The importance of the review should not be underestimated. These days a significant proportion of the value of many companies is determined by their ownership and control of intangible assets, such as IP rights. Imagine, for instance, how the stock market would react if Google, Intel or Coca-Cola were no longer able to prevent others from using their famous brand names.

But it is not just the multinational PLCs who require our IP laws and polices to be fit for purpose. If we are to stimulate business innovation and growth in the South West, we need particularly to ensure that our IP laws and policies work for the SME market, so that they encourage local inventors, entrepreneurs and early-stage investors in IP rich businesses. Many of the proposals published recently by the Hargreaves Review are to be welcomed and the Government should implement them, sooner rather than later.

The review identifies proposals that will assist the growth of SMEs in the South West. These include creating the world's first 'one stop shop' digital copyright exchange, where rights owners from industries including music, film and publishing, can sell and others can buy standard form licences to use their copyright works.

The proposal to introduce cheaper court procedures in this country for the enforcement of IP rights will be welcomed by smaller businesses. However, more could be done to assist the growth of the SME market. In particular, two omissions in the review stand out. First, one of the biggest obstacles to economic growth and innovation is the cost to a small, early stage business of obtaining registered IP rights, especially patents. The Government needs to think hard about making it cheaper for smaller businesses to obtain these rights. What about reduced official registration and prosecution fees for businesses with small turnovers? Or more generous tax breaks and grants.? Secondly, we need the Government to encourage more third party investment in early stage IP rich businesses. Banks and venture capitalists are often unwilling to invest in start ups and other early stage businesses on terms that are financially viable and commercially acceptable to their owners.

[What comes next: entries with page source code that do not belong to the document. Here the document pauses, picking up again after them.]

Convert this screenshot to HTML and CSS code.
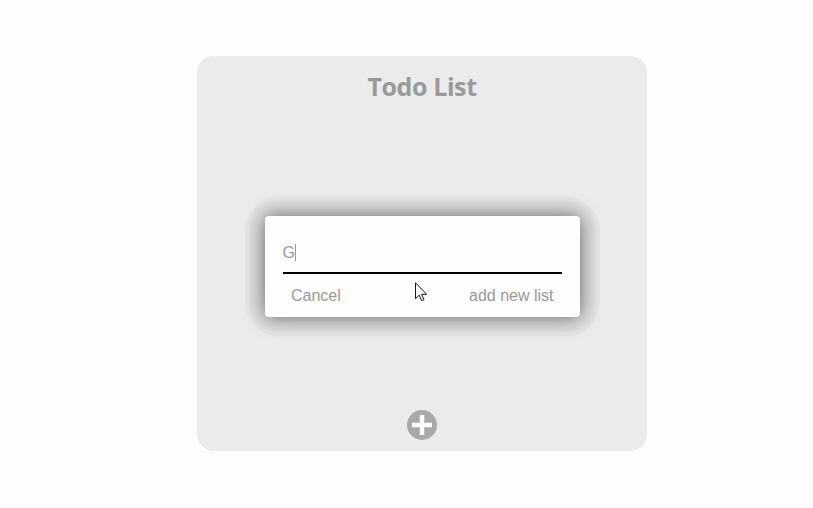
FILE: index.html
```html
<!DOCTYPE html>
<html lang="en">
<head>
<meta charset="utf-8">
<title>Todo List</title>
<link rel="stylesheet" href="styles.css">
</head>
<body>
<main class="card">
  <h1 class="title">Todo List</h1>
  <section class="dialog">
    <div class="field"><span>G</span><span class="caret"></span></div>
    <div class="actions">
      <button class="action">Cancel</button>
      <button class="action">add new list</button>
    </div>
  </section>
  <button class="add" aria-label="Add">
    <svg width="30" height="30" viewBox="0 0 30 30"><circle cx="15" cy="15" r="15" fill="#a9a9a9"/><path d="M12.8 5h4.4v7.8H25v4.4h-7.8V25h-4.4v-7.8H5v-4.4h7.8z" fill="#fdfdfd"/></svg>
  </button>
</main>
<svg class="pointer" width="13" height="20" viewBox="0 0 13 20"><path d="M.5.7v16l3.7-3.5 2.4 5.4 2.4-1-2.4-5.3h5z" fill="#fff" stroke="#15151f" stroke-width="1"/></svg>
</body>
</html>
```
FILE: styles.css
```css
* {
  box-sizing: border-box;
}

body {
  margin: 0;
  height: 508px;
  padding: 56px 0 0 197px;
  background: #fdfdfd;
  overflow: hidden;
  font-family: "Liberation Sans", Arial, sans-serif;
  color: #999;
}

.card {
  position: relative;
  z-index: 0;
  display: flex;
  flex-direction: column;
  align-items: center;
  width: 450px;
  height: 395px;
  padding: 12px 0 11px;
  border-radius: 17px;
  background: #ebebeb;
}

.title {
  margin: 0;
  font: bold 25px/36px "Open Sans", "Noto Sans", sans-serif;
  letter-spacing: -0.4px;
}

.dialog {
  position: relative;
  width: 315px;
  height: 101px;
  margin-top: 112px;
  padding: 20px 18px 0;
  border-radius: 4px;
  background: #fdfdfd;
  box-shadow: 0 0 20px rgba(0, 0, 0, 0.58);
}

/* Stepped outer halo */
.dialog::before,
.dialog::after {
  content: "";
  position: absolute;
  z-index: -1;
}

.dialog::before {
  inset: -20px;
  border-radius: 36px;
  background: #e5e5e5;
}

.dialog::after {
  inset: -15px;
  border-radius: 27px;
  background: #e0e0e0;
}

.field {
  display: flex;
  align-items: center;
  height: 38px;
  padding-bottom: 3px;
  border-bottom: 2px solid #000;
  font-size: 16px;
}

.caret {
  width: 1px;
  height: 17px;
  background: #999;
}

.actions {
  display: flex;
  justify-content: space-between;
  padding: 12px 8px 0 8.5px;
}

.action,
.add {
  padding: 0;
  border: 0;
  background: none;
}

.action {
  font: 16px/19px "Liberation Sans", Arial, sans-serif;
  color: #999;
}

.add {
  width: 30px;
  height: 30px;
  margin-top: auto;
}

.add svg {
  display: block;
}

.pointer {
  position: absolute;
  z-index: 1;
  left: 415px;
  top: 282px;
}
```
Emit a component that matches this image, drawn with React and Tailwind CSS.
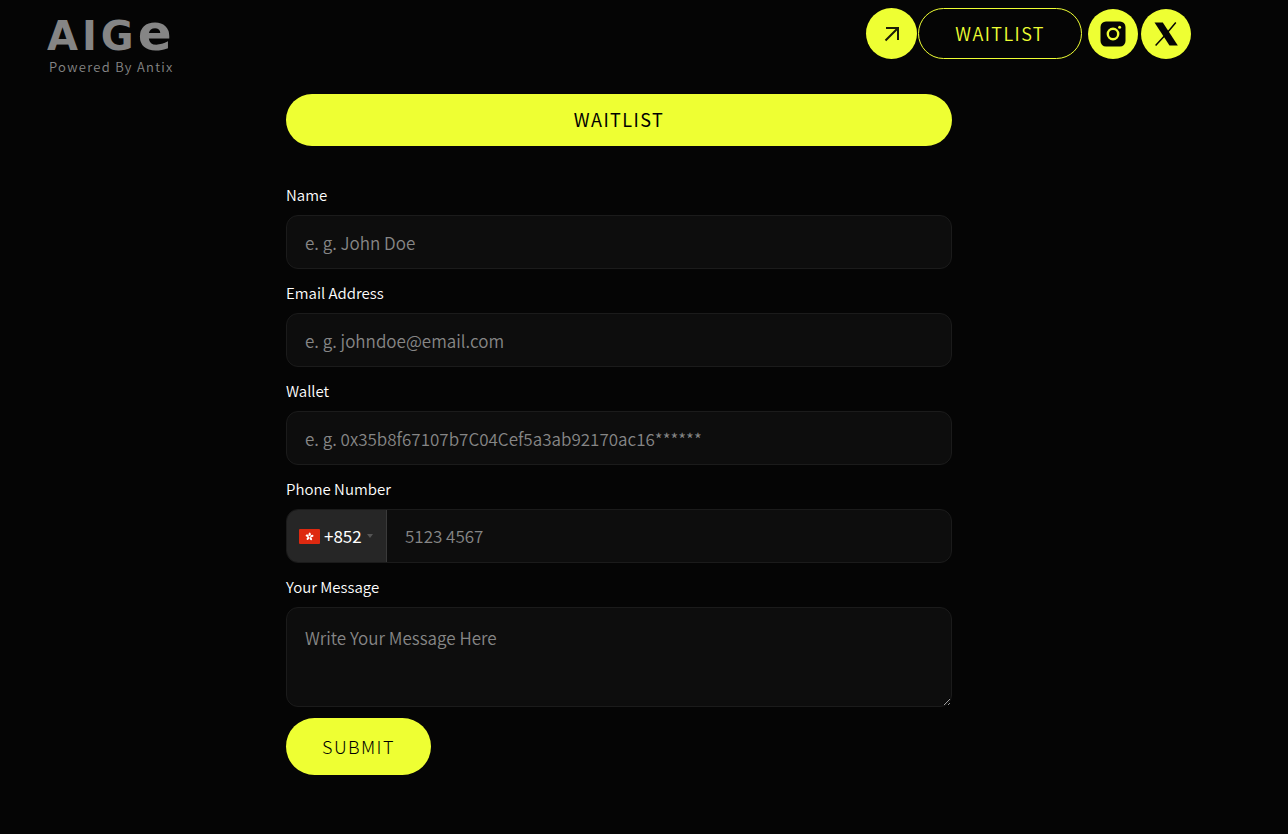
const FONT = "font-['Noto_Sans_CJK_SC','Noto_Sans',sans-serif]"

const inputClass =
  'block w-full rounded-xl border border-[#1b1b1b] bg-[#0d0d0d] px-[18px] text-[17px] font-[350] text-white placeholder:text-[#868686] outline-none focus:border-[#eeff33]'

const fields = [
  { id: 'name', label: 'Name', type: 'text', placeholder: 'e. g. John Doe' },
  { id: 'email', label: 'Email Address', type: 'email', placeholder: 'e. g. johndoe@email.com' },
  { id: 'wallet', label: 'Wallet', type: 'text', placeholder: 'e. g. 0x35b8f67107b7C04Cef5a3ab92170ac16******' },
]

function ArrowIcon() {
  return (
    <svg className="h-4 w-4" viewBox="0 0 16 16" fill="none" stroke="#1c1d08" strokeWidth="2">
      <path d="M1.5 14.5 14 2M2 2h12v12" />
    </svg>
  )
}

function InstagramIcon() {
  return (
    <svg className="h-[26px] w-[26px]" viewBox="0 0 26 26">
      <rect x="0.5" y="0.5" width="25" height="25" rx="5.5" fill="#050505" />
      <circle cx="13" cy="13" r="5.2" fill="none" stroke="#eeff33" strokeWidth="2.4" />
      <circle cx="19.6" cy="6.2" r="1.5" fill="#eeff33" />
    </svg>
  )
}

function XIcon() {
  return (
    <svg className="h-6 w-6" viewBox="0 0 24 24">
      <path d="M0.5 0.5h8.3L23.8 23.5h-8.3z" fill="#050505" />
      <path d="M21.8 0.5 13.2 10.7M10.6 13.7 1.6 23.5" stroke="#050505" strokeWidth="1.5" />
    </svg>
  )
}

function HongKongFlag() {
  return (
    <svg className="pointer-events-none h-[15px] w-[21px] shrink-0" viewBox="0 0 21 15">
      <rect width="21" height="15" rx="1" fill="#de2910" />
      <g fill="#fff" transform="translate(10.5 7.6)">
        {[0, 72, 144, 216, 288].map((angle) => (
          <ellipse key={angle} cx="0.2" cy="-2.4" rx="1.1" ry="1.7" transform={`rotate(${angle})`} />
        ))}
      </g>
    </svg>
  )
}

function Field({ id, label, children }) {
  return (
    <div>
      <label htmlFor={id} className="mb-2 block text-[15px] leading-6 font-[350] text-white">
        {label}
      </label>
      {children}
    </div>
  )
}

function Header() {
  return (
    <header className="flex items-start justify-between px-[47px] pt-2">
      <a href="#" className="block text-[#858585]">
        <span className="block h-[50px] font-['DejaVu_Sans',sans-serif] text-[40px] leading-[46px] font-bold tracking-widest">
          AIG<span className="text-[50px] leading-none">e</span>
        </span>
        <span className="block pl-[2px] text-[13px] leading-[18px] font-[350] tracking-widest">
          Powered By Antix
        </span>
      </a>
      <nav className="flex items-center">
        <a
          href="#waitlist"
          aria-label="Open waitlist"
          className="flex h-[51px] w-[51px] items-center justify-center rounded-full bg-[#eeff33]"
        >
          <ArrowIcon />
        </a>
        <a
          href="#waitlist"
          className="ml-px flex h-[51px] items-center rounded-full border border-[#eeff33] px-9 pb-[2px] text-lg font-[350] tracking-[0.08em] text-[#eeff33]"
        >
          WAITLIST
        </a>
        <div className="ml-[6px] flex gap-[3px]">
          <a
            href="#instagram"
            aria-label="Instagram"
            className="flex h-[50px] w-[50px] items-center justify-center rounded-full bg-[#eeff33]"
          >
            <InstagramIcon />
          </a>
          <a
            href="#x"
            aria-label="X"
            className="flex h-[50px] w-[50px] items-center justify-center rounded-full bg-[#eeff33]"
          >
            <XIcon />
          </a>
        </div>
      </nav>
    </header>
  )
}

export default function App() {
  return (
    <div className={`min-h-screen bg-[#050505] pr-[50px] pb-12 ${FONT}`}>
      <Header />
      <main className="mx-auto mt-[18px] max-w-[666px]">
        <button
          type="button"
          className="block h-[52px] w-full rounded-full bg-[#eeff33] pb-[2px] text-lg tracking-[0.08em] text-black"
        >
          WAITLIST
        </button>
        <form id="waitlist" className="mt-[37px]" onSubmit={(e) => e.preventDefault()}>
          <div className="flex flex-col gap-3">
            {fields.map((field) => (
              <Field key={field.id} id={field.id} label={field.label}>
                <input
                  id={field.id}
                  type={field.type}
                  placeholder={field.placeholder}
                  className={`${inputClass} h-[54px]`}
                />
              </Field>
            ))}
            <Field id="phone" label="Phone Number">
              <div className="flex h-[54px] overflow-hidden rounded-xl border border-[#1b1b1b] bg-[#0d0d0d]">
                <div className="flex w-[100px] shrink-0 items-center border-r border-[#3a3a3a] bg-[#262626] pl-3">
                  <HongKongFlag />
                  <select
                    aria-label="Country code"
                    className="ml-1 w-[43px] appearance-none bg-transparent text-[17px] text-white outline-none"
                  >
                    <option>+852</option>
                  </select>
                  <svg className="h-1 w-[6px]" viewBox="0 0 6 4">
                    <path d="M0 0h6L3 4z" fill="#555" />
                  </svg>
                </div>
                <input
                  id="phone"
                  type="tel"
                  placeholder="5123 4567"
                  className="min-w-0 flex-1 bg-transparent px-[18px] text-[17px] font-[350] text-white outline-none placeholder:text-[#868686]"
                />
              </div>
            </Field>
            <Field id="message" label="Your Message">
              <textarea
                id="message"
                placeholder="Write Your Message Here"
                className={`${inputClass} h-[100px] resize py-[17px]`}
              />
            </Field>
          </div>
          <button
            type="submit"
            className="mt-[11px] h-[57px] rounded-full bg-[#eeff33] px-9 pb-[2px] text-lg font-light tracking-[0.08em] text-black"
          >
            SUBMIT
          </button>
        </form>
      </main>
    </div>
  )
}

If banks won''t provide the finance, what about encouraging ordinary, local folk to each invest a few hundred pounds of their own hard-earned money in small, third-party owned local businesses which create local jobs? This could be done by a combination of tax breaks for investors and by setting up stock and bond exchanges, so that it becomes easy to buy and sell shares and bonds in small, local businesses.

Isn''t this what Mr Cameron meant by the Big Society? Furthermore, it is all very well the Government saying that we all need to be more entrepreneurial in our outlook, but steps need to be taken to educate and encourage ordinary, local people to think and behave in this way. Words are easy, but good cold cash often helps to persuade people to change their views.